ROME (AP) — Italian police on Wednesday arrested 29 suspected smugglers as they smashed a transnational operation that for years brought migrants illegally into Italy by sea and then moved them overland to northern Europe, authorities said.
The nearly four-year-long investigation was spearheaded by prosecutors in Calabria, the “toe” of the Italian peninsula, where many of these migrants arrive from Turkey or Greece, often on well-outfitted sailboats that elude detection by police or military personnel.
Depending on how much the migrants could pay — investigators said some paid as much as 15,000 euros ($16,500) apiece just for the sea leg of the voyage — the passengers on the land routes to northern Europe either took trucks, trains or taxis across Italy's northern land borders. Transit points included Ventimiglia, an Italian city near its border with France and Trieste, in eastern Italy near Slovenia.

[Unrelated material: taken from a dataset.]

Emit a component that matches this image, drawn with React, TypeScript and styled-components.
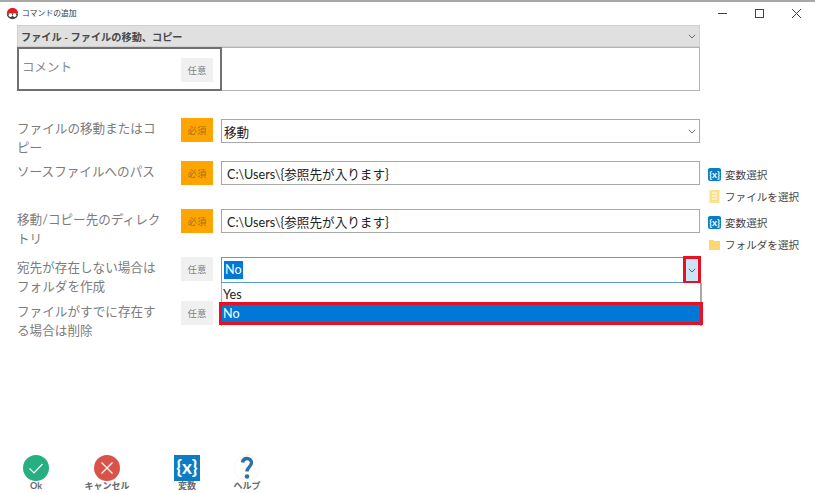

Police said colleagues in Turkey, Greece, Belgium, Germany, Sweden, Britain and Morocco collaborated in the investigation that led to the arrests. The operation began at dawn Wednesday in Italy when some 200 officers fanned out in various cities, including other major points on the smugglers' land routes, the cities of Milan and Turin.
From the moment the migrants set foot in southern Italy — either in Calabria or in Puglia, an adjacent region forming the “heel” of the peninsula — the smugglers looked after the travelers until they could be moved into northern Europe, according to written statements by the Italian police.
"In effect, a real and true system of illegal welcome, organized both abroad and in various Italian cities, that included food and lodging in the various stops, was created, and to which the migrants entrusted themselves completely,'' Francesco Messina, a top Italian police official, said in a statement.
The smugglers exploited a sea route plying the Mediterranean between Greece and Turkey and southern Italy and used sailboats — less likely to appear to be a migrant vessel than the frequently used overcrowded rubber dinghies or decrepit wooden fishing boats, according to the Italian authorities.
Those arrested risk being charged with aiding illegal immigration and money laundering in connection with some 30 sea voyages, police said. Many of the crew were from Ukraine or other former Soviet Union countries, while the ringleaders were mainly from Iraqi Kurdish areas, according to the Italian authorities.
Most of the passengers were of Asian or Middle Eastern origin, the police said.
It was an aging wooden boat, and not a sailboat, that capsized and splintered after smashing into a sandbank just off a Calabrian beach on Feb. 6, killing 92 migrants. Authorities said the smugglers aboard deliberately kept the boat for hours longer at sea, despite very high waves, in hopes of eluding detection by police ashore.